Electronic document management is creating transparency in government work, bringing accountability. The challenge is to keep this system from being corrupted by itself. There will be a risk of mechanical malfunction. There might be attempts to reincarnate the invisible ghost of speed money by devising new schemes by attempting misuse of the new system. Here a simple mistake can bring a big disaster. It will be a matter of great regret, if the e-document management remains faulty, because the penalty will be severe.
It is important to make certain that the benefit e-document is now providing by reducing harassment sustains and prevents malpractice. Lesson must be taken from the Bangladesh Bank heist where the system was hacked.

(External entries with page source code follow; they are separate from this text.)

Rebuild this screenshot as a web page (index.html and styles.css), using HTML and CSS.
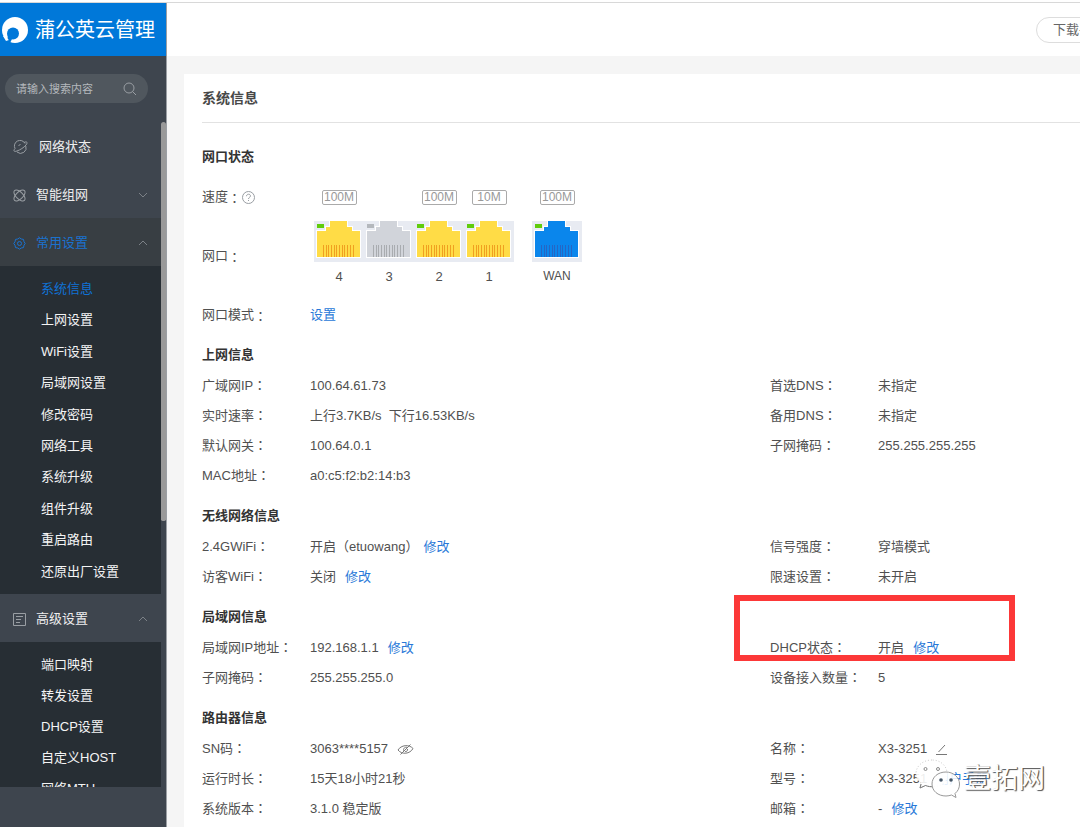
FILE: index.html
```html
<!DOCTYPE html>
<html>
<head>
<meta charset="utf-8">
<title>蒲公英云管理</title>
<link rel="stylesheet" href="styles.css">
</head>
<body>
<svg class="defs" aria-hidden="true">
  <symbol id="port" viewBox="0 0 50 41">
    <rect width="50" height="41" fill="#e8ebf2"/>
    <path d="M2 37V9H11V5H15V0H34V5H39V9H47V37Z" fill="#fff"/>
    <path d="M3 36V10H12V6H16V0H33V6H38V10H46V36Z" fill="currentColor"/>
    <rect class="led" x="3" y="3" width="7" height="4"/>
    <path class="pins" d="M9.500 24V36M12.500 24V36M14.500 24V36M17.500 24V36M20.500 24V36M22.500 24V36M25.500 24V36M28.500 24V36M30.500 24V36M33.500 24V36M36.500 24V36M39.500 24V36"/>
  </symbol>
  <symbol id="down" viewBox="0 0 10 6"><path d="M1 1L5 5L9 1"/></symbol>
  <symbol id="up" viewBox="0 0 10 6"><path d="M1 5L5 1L9 5"/></symbol>
</svg>
<div class="app">
  <aside class="sidebar">
    <div class="brand">
      <svg width="28" height="28" viewBox="0 0 28 28"><circle cx="14" cy="14" r="13" fill="#fff"/><circle cx="12" cy="17.500" r="6" fill="#0078d9"/><path d="M7 19L11 23L8.500 28L4 26L6 24Z" fill="#0078d9"/><path d="M6 19.500C6 22 7 23.500 8 24L5 25L2 20Z" fill="#fff"/></svg>
      <h1>蒲公英云管理</h1>
    </div>
    <div class="search">
      <input type="text" placeholder="请输入搜索内容" aria-label="搜索">
      <svg width="14" height="14" viewBox="0 0 14 14"><circle cx="6" cy="6" r="5"/><path d="M9.500 9.500L13 13"/></svg>
    </div>
    <nav class="menu">
      <a class="item top" href="#">
        <svg width="15" height="14" viewBox="0 0 15 14"><path d="M2 8.500A5.500 5.500 0 0 1 12 3.500M12.800 6A5.500 5.500 0 0 1 4 12"/><path d="M11 2.500C14 1 15 2.500 13 5C11 7.500 7 10 4 11C1 12 0 11 2 8.500"/><path d="M5.500 5.500L7.500 4.500"/></svg>
        <span>网络状态</span>
      </a>
      <a class="item" href="#">
        <svg width="13" height="13" viewBox="0 0 13 13"><ellipse cx="6.500" cy="6.500" rx="7" ry="3.500" transform="rotate(45 6.500 6.500)"/><ellipse cx="6.500" cy="6.500" rx="7" ry="3.500" transform="rotate(-45 6.500 6.500)"/></svg>
        <span>智能组网</span>
        <svg class="arrow" width="10" height="6"><use href="#down"/></svg>
      </a>
      <a class="item active" href="#">
        <svg width="13" height="13" viewBox="0 0 13 13"><path d="M6.500 .8L8.300 2L10.500 2.400L11 4.700L12.200 6.500L11 8.300L10.500 10.600L8.300 11L6.500 12.200L4.700 11L2.500 10.600L2 8.300L.8 6.500L2 4.700L2.500 2.400L4.700 2Z"/><circle cx="6.500" cy="6.500" r="2"/></svg>
        <span>常用设置</span>
        <svg class="arrow" width="10" height="6"><use href="#up"/></svg>
      </a>
      <div class="sub common">
        <a class="current" href="#">系统信息</a>
        <a href="#">上网设置</a>
        <a href="#">WiFi设置</a>
        <a href="#">局域网设置</a>
        <a href="#">修改密码</a>
        <a href="#">网络工具</a>
        <a href="#">系统升级</a>
        <a href="#">组件升级</a>
        <a href="#">重启路由</a>
        <a href="#">还原出厂设置</a>
      </div>
      <a class="item" href="#">
        <svg width="13" height="13" viewBox="0 0 13 13"><path d="M.5 .5H12.500V12.500H.5ZM3 3.500H10M3 6.500H8M3 9.500H7"/></svg>
        <span>高级设置</span>
        <svg class="arrow" width="10" height="6"><use href="#up"/></svg>
      </a>
      <div class="sub">
        <a href="#">端口映射</a>
        <a href="#">转发设置</a>
        <a href="#">DHCP设置</a>
        <a href="#">自定义HOST</a>
        <a href="#">网络MTU</a>
      </div>
      <div class="thumb"></div>
    </nav>
  </aside>
  <div class="page">
    <header class="bar"><button type="button">下载手机端</button></header>
    <main class="card">
      <h2>系统信息</h2>

      <section class="ports">
        <h3>网口状态</h3>
        <div class="row">
          <div class="label">速度<span class="fw">：</span><svg class="help" width="13" height="13" viewBox="0 0 13 13"><circle cx="6.500" cy="6.500" r="6"/><path d="M4.500 5.200C4.500 2.500 8.500 2.700 8.500 5C8.500 6.300 6.500 6.300 6.500 8M6.500 9V10"/></svg></div>
          <div class="cells">
            <div class="cell"><span class="speed">100M</span></div>
            <div class="cell"></div>
            <div class="cell"><span class="speed">100M</span></div>
            <div class="cell"><span class="speed">10M</span></div>
            <div class="cell wan"><span class="speed">100M</span></div>
          </div>
        </div>
        <div class="row sockets">
          <div class="label">网口<span class="fw">：</span></div>
          <div class="cells">
            <div class="cell lan"><svg width="50" height="41"><use href="#port"/></svg><span>4</span></div>
            <div class="cell off"><svg width="50" height="41"><use href="#port"/></svg><span>3</span></div>
            <div class="cell lan"><svg width="50" height="41"><use href="#port"/></svg><span>2</span></div>
            <div class="cell lan"><svg width="50" height="41"><use href="#port"/></svg><span>1</span></div>
            <div class="cell wan"><svg width="50" height="41"><use href="#port"/></svg><span class="name">WAN</span></div>
          </div>
        </div>
        <div class="row"><div class="label">网口模式<span class="fw">：</span></div><a href="#">设置</a></div>
      </section>

      <section>
        <h3>上网信息</h3>
        <div class="columns">
          <dl>
            <div class="row"><dt>广域网IP<span class="fw">：</span></dt><dd>100.64.61.73</dd></div>
            <div class="row"><dt>实时速率<span class="fw">：</span></dt><dd>上行3.7KB/s&nbsp; 下行16.53KB/s</dd></div>
            <div class="row"><dt>默认网关<span class="fw">：</span></dt><dd>100.64.0.1</dd></div>
            <div class="row"><dt>MAC地址<span class="fw">：</span></dt><dd>a0:c5:f2:b2:14:b3</dd></div>
          </dl>
          <dl>
            <div class="row"><dt>首选DNS<span class="fw">：</span></dt><dd>未指定</dd></div>
            <div class="row"><dt>备用DNS<span class="fw">：</span></dt><dd>未指定</dd></div>
            <div class="row"><dt>子网掩码<span class="fw">：</span></dt><dd>255.255.255.255</dd></div>
          </dl>
        </div>
      </section>

      <section>
        <h3>无线网络信息</h3>
        <div class="columns">
          <dl>
            <div class="row"><dt>2.4GWiFi<span class="fw">：</span></dt><dd>开启<span class="fw">（</span>etuowang<span class="fw">）</span><a href="#">修改</a></dd></div>
            <div class="row"><dt>访客WiFi<span class="fw">：</span></dt><dd>关闭<a href="#">修改</a></dd></div>
          </dl>
          <dl>
            <div class="row"><dt>信号强度<span class="fw">：</span></dt><dd>穿墙模式</dd></div>
            <div class="row"><dt>限速设置<span class="fw">：</span></dt><dd>未开启</dd></div>
          </dl>
        </div>
      </section>

      <section>
        <h3>局域网信息</h3>
        <div class="columns">
          <dl>
            <div class="row"><dt>局域网IP地址<span class="fw">：</span></dt><dd>192.168.1.1<a href="#">修改</a></dd></div>
            <div class="row"><dt>子网掩码<span class="fw">：</span></dt><dd>255.255.255.0</dd></div>
          </dl>
          <dl>
            <div class="row marked"><dt>DHCP状态<span class="fw">：</span></dt><dd>开启<a href="#">修改</a></dd></div>
            <div class="row"><dt>设备接入数量<span class="fw">：</span></dt><dd>5</dd></div>
          </dl>
        </div>
      </section>

      <section>
        <h3>路由器信息</h3>
        <div class="columns">
          <dl>
            <div class="row"><dt>SN码<span class="fw">：</span></dt><dd>3063****5157<svg class="glyph" width="17" height="11" viewBox="0 0 17 11"><path d="M1 6C4 1 12 0 16 4.500C13 10 5 11 1 6ZM3.500 10.500L13.500 .5M7 7C5.500 5 8 2.500 10 3.500M10.500 5C11 7 9 8 8 7.500"/></svg></dd></div>
            <div class="row"><dt>运行时长<span class="fw">：</span></dt><dd>15天18小时21秒</dd></div>
            <div class="row"><dt>系统版本<span class="fw">：</span></dt><dd>3.1.0 稳定版</dd></div>
          </dl>
          <dl>
            <div class="row"><dt>名称<span class="fw">：</span></dt><dd>X3-3251<svg class="glyph" width="11" height="11" viewBox="0 0 11 11"><path d="M2.500 8L9 1M0 10.500H11"/></svg></dd></div>
            <div class="row"><dt>型号<span class="fw">：</span></dt><dd>X3-3251<a href="#">用户手册</a></dd></div>
            <div class="row"><dt>邮箱<span class="fw">：</span></dt><dd>-<a href="#">修改</a></dd></div>
          </dl>
        </div>
      </section>
    </main>
    <div class="watermark">
      <svg width="46" height="40" viewBox="0 0 46 40">
        <path d="M17 1C8 1 1 7 1 14.500C1 19 3 22 6.500 24.500L5 29L10.500 26.500C13 27.500 16 28 19 27.500C30 27 33 20 32 13C31 6 25 1 17 1Z" fill="#fff" fill-opacity=".9" stroke="#ccc" stroke-dasharray="1 2"/>
        <path d="M6 25L5 29L10.500 26.500C13 27.500 16 28 18 27.500" fill="none" stroke="#777"/>
        <path d="M31 13C23 13 17 18 17 25C17 32 23 37 31 37C33 37 35 36.500 36.500 36L41 38.500L40 34.500C43 32 44.500 29 44.500 25C44.500 18 38 13 31 13Z" fill="#fff" fill-opacity=".88" stroke="#999"/>
        <g fill="#fff" stroke="#888"><circle cx="10.500" cy="10" r="1.500"/><circle cx="23" cy="10" r="1.500"/></g>
        <g fill="#456"><circle cx="26" cy="21" r="1.800"/><circle cx="36" cy="21" r="1.800"/></g>
      </svg>
      <span>壹拓网</span>
    </div>
  </div>
</div>
</body>
</html>
```
FILE: styles.css
```css
*, *::after { box-sizing: border-box; }

body {
  margin: 0;
  color: #505050;
  background: #fff;
  font: 13px/30px "Liberation Sans", "Noto Sans CJK SC", sans-serif;
}

h1, h2, h3, dl, dd { margin: 0; }
a { color: #2878d8; text-decoration: none; }
.defs { position: absolute; width: 0; height: 0; }
.fw { font-family: "Noto Sans CJK TC", sans-serif; line-height: 1; }

.app {
  display: flex;
  height: calc(100vh - 2px);
  overflow: hidden;
  border-top: 1px solid #d8d8d8;
  margin-top: 2px;
}

/* Sidebar */
.sidebar {
  display: flex;
  flex: none;
  flex-direction: column;
  width: 167px;
  padding-bottom: 40px;
  background: #3e454e;
  border-right: 1px solid #9b9fa4;
}
.brand {
  display: flex;
  flex: none;
  align-items: center;
  gap: 6px;
  height: 53px;
  padding-left: 1px;
  color: #fff;
  background: #0078d9;
}
.brand h1 { font-size: 20px; font-weight: 400; white-space: nowrap; }
.search {
  display: flex;
  flex: none;
  align-items: center;
  height: 29px;
  margin: 18px 18px 19px 5px;
  padding: 0 11px;
  border-radius: 15px;
  background: #50575e;
}
.search input {
  flex: 1;
  min-width: 0;
  padding: 0;
  border: 0;
  outline: 0;
  color: #fff;
  background: none;
  font: inherit;
  font-size: 11px;
}
.search input::placeholder { color: #b4b8bc; }
.sidebar svg { flex: none; }
.search svg, .item svg, .help, .glyph { fill: none; stroke: #999ea3; }

.menu { position: relative; flex: 1; min-height: 0; overflow: hidden; }
.thumb {
  position: absolute;
  top: 0;
  right: 0;
  width: 5px;
  height: 60%;
  border-radius: 3px 3px 2px 2px;
  background: #999;
}
.item {
  display: flex;
  align-items: center;
  gap: 10px;
  height: 48px;
  margin-right: 5px;
  padding: 2px 13px 0;
  color: #eee;
}
.item.top { gap: 11px; }
.item .arrow { margin-left: auto; stroke: #7c8187; }
.item.active { color: #1a72cf; background: #383e43; }
.item.active svg:first-child { stroke: #1a72cf; }
.sub {
  display: grid;
  grid-auto-rows: minmax(31px, 1fr);
  margin-right: 5px;
  padding: 8px 0 6px 41px;
  background: #272e34;
}
.sub.common { min-height: 328px; }
.sub a { color: #f4f4f4; }
.sub .current { color: #0f72d6; }

/* Content */
.page {
  position: relative;
  display: flex;
  flex: 1;
  flex-direction: column;
  min-width: 0;
  background: #f5f5f5;
}
.bar {
  display: flex;
  flex: none;
  align-items: center;
  height: 53px;
  overflow: hidden;
  background: #fff;
}
.bar button {
  flex: none;
  height: 26px;
  margin: 0 -55px 0 auto;
  padding: 0 16px;
  border: 1px solid #ddd;
  border-radius: 13px;
  color: #666;
  background: #fff;
  font: inherit;
  line-height: 24px;
}
.card {
  flex: 1;
  margin: 18px 0 0 17px;
  padding-left: 18px;
  background: #fff;
}
h2 {
  margin-bottom: 18px;
  padding-top: 1px;
  border-bottom: 1px solid #e2e2e2;
  color: #484848;
  font-size: 14px;
  font-weight: 700;
  line-height: 47px;
}
h3 { color: #333; font-size: 13px; line-height: 32px; }
section { margin-bottom: 9px; }
.columns { display: grid; grid-template-columns: minmax(0, 11fr) minmax(0, 6fr); }
.row { display: flex; white-space: nowrap; }
.label, dt { flex: none; width: 108px; }
dd a { margin-left: 9px; }
.fw + a { margin-left: 5px; }

.ports { display: grid; row-gap: 9px; }
.ports .label, .cells { display: flex; align-items: center; }
.help { margin-left: 1px; }
.cells { padding-left: 4px; }
.cell {
  display: flex;
  flex-direction: column;
  align-items: center;
  width: 50px;
  line-height: 29px;
}
.cell.wan { margin-left: 18px; color: #0a86ec; --pin: #2566c4; }
.cell.lan { color: #ffdc46; --pin: #f0a020; }
.cell.off { color: #d1d4da; --pin: #a9acb0; --led: #b4b8bd; }
.sockets span { color: #505050; }
.sockets .name { font-size: 12px; }
.led { fill: var(--led, #60cc0c); }
.pins { stroke: var(--pin); }
.cell .speed {
  width: 35px;
  border: 1px solid #aaa;
  border-radius: 2px;
  color: #999;
  font-size: 12px;
  line-height: 13px;
  text-align: center;
}
.glyph { margin-left: 9px; vertical-align: -2px; stroke: #777; }

/* Highlight frame around the DHCP setting */
.marked { position: relative; }
.marked::after {
  content: "";
  position: absolute;
  top: -38px;
  left: -36px;
  width: 281px;
  height: 66px;
  border: 6px solid #fc3838;
  pointer-events: none;
}

.watermark {
  position: absolute;
  right: 35px;
  bottom: 28px;
  display: flex;
  align-items: center;
  gap: 3px;
  color: #fff;
  font-size: 27px;
  text-shadow: 1px 1px 1px #555, 1px 0 0 #888;
}
```
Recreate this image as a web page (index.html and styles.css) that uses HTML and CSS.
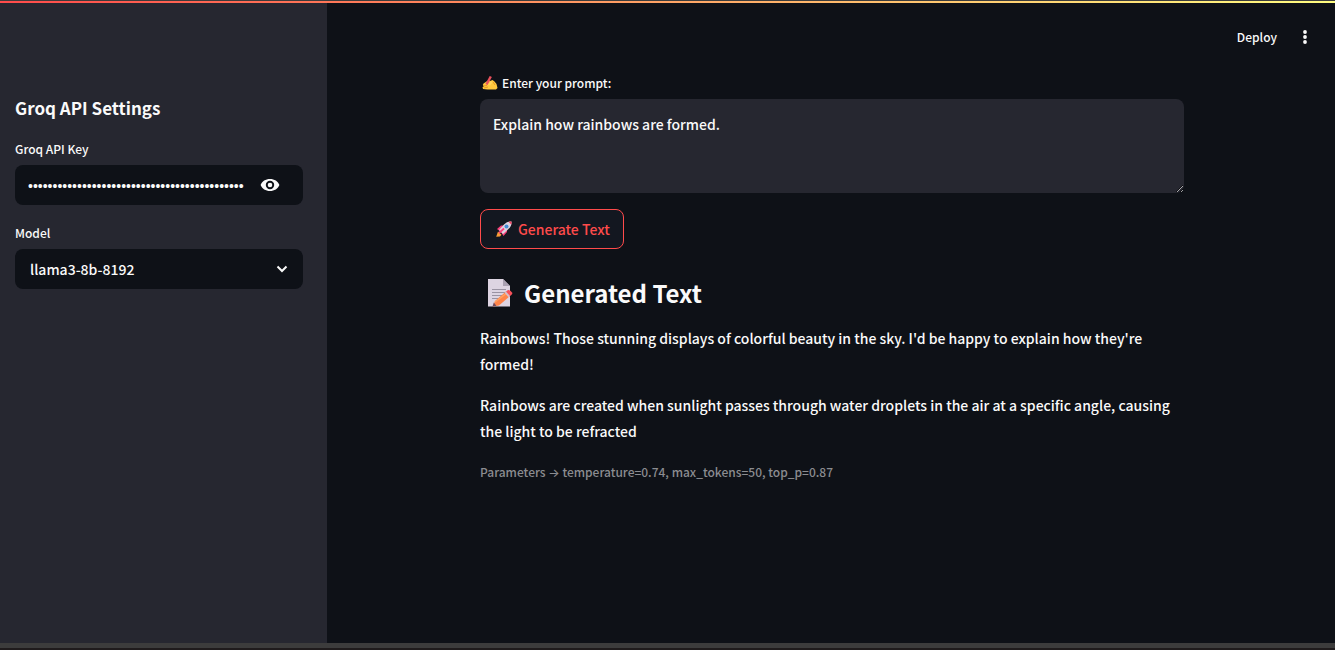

That incident showed that even though e-document brings speed in processing important and sensitive documents, it can also cause great disaster from a simple inadvertency. So, it is very important to keep the mischievous nature of hacking in mind.
We wish the government’s initiative to create a revolution by reducing the use of paper in official work all the success, something that is happening during the Golden Jubilee of our independence in 2021. It is important to ensure that there is no flaw and carelessness and necessary protection and security measures are taken.